Politik agiert allerdings nicht im luftleeren Raum. Die Fixierung auf den Status Quo ist und bleibt der Dreh- und Angelpunkt unserer alternden Gesellschaft. In akuten Krisenzeiten stabilisiert dies den gesellschaftlichen Zusammenhalt. In Form des Nichthandelns externalisieren wir jedoch einmal mehr gesellschaftliche, ja zivilisatorische Kosten. Ein schwacher Trost mag sein, dass fehlender Weitblick kein deutsches Phänomen ist, wir im globalen Vergleich sogar noch recht gut abschneiden.
Womit wir bei einem kurzen Blick in die Welt wären. Die internationale Lage ist auf der Nordhalbkugel geprägt vom russischen Angriffskrieg gegen die Ukraine. Ein Konflikt, der im Westen gerne als Kampf Autokratie gegen Demokratie beschrieben wird. Das klammert nicht nur die ukrainischen Rechtsstaats-Defizite aus, sondern ist auch bequem; lassen sich doch so die Geschichte beider Länder und die Folgen der Sowjetrepubliken-Konstellation ausklammern.
Wie dem auch sei: Eine Friedenslösung ist derzeit nicht in Sicht. Wenn Russland in keiner Konstellation Vertrauen geschenkt werden kann, dann erscheint nur ein vollständiger Regimewechsel in Moskau oder eine komplette Rückeroberung der besetzten Gebiete als Schlüssel zum Frieden. Aus dieser Logik erscheinen „Flugzeuge und Panzer“ für die Ukraine als der einzige Weg, den Konflikt zu beenden.

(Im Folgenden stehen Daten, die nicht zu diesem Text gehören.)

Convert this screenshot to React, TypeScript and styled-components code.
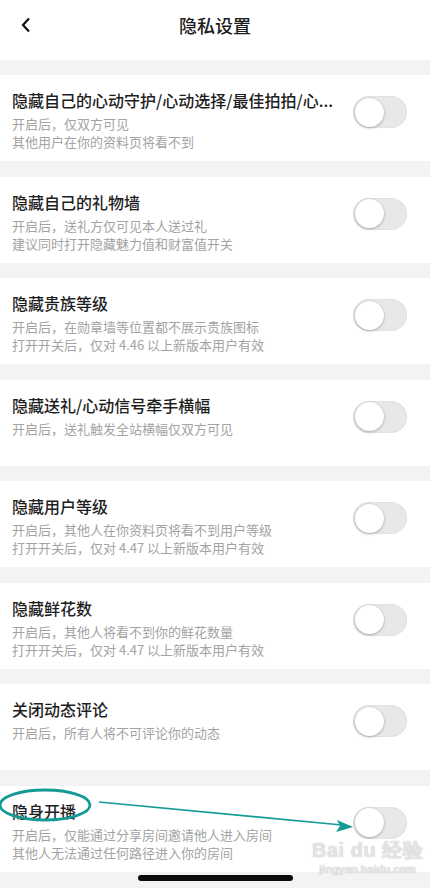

Wer solche Szenarien vertritt, muss allerdings auch das Risiko einer kompletten Destabilisierung Russlands in Kauf nehmen. Und sollte auch nicht die Möglichkeit eines drohenden russischen Atomschlags gegen Kiew verschweigen, sobald ukrainische Truppen den Boden der Krim wieder betreten. Genau wegen dieser Risiken ist es höchst problematisch, diplomatische Ansätze in Bausch und Bogen abzulehnen.
Im Schatten des russischen Angriffskriegs nahm dieses Jahr der Konflikt zwischen den USA und China inzwischen deutlichere Konturen an. Es sind Konturen einer sich anbahnenden Blockbildung mit anschließender militärischer Auseinandersetzung. Auch hier müssen wir inzwischen leider davon ausgehen, dass die Regeln geopolitischer Vernunft mittelfristig nicht mehr gelten werden.
Mein Ausblick ist deshalb kein positiver. Das Jahrzehnt wird noch lang, und die akuten Folgen der Klimakrise wird vieles noch verkomplizieren. Mit „Generative AI“ steht zudem das nächste digitaltechnologische Paradigma vor der Tür, dessen Folgen wir – ähnlich wie bei der Social-Media-Revolution – kaum absehen können.
2016 habe ich hier formuliert, was seit damals mein Leitmotto ist, um das Weltgeschehen zu verstehen: Es wird keine Rückkehr zur Normalität geben. 2022 war dies deutlich wie nie. Und 2023 wird es nicht anders sein.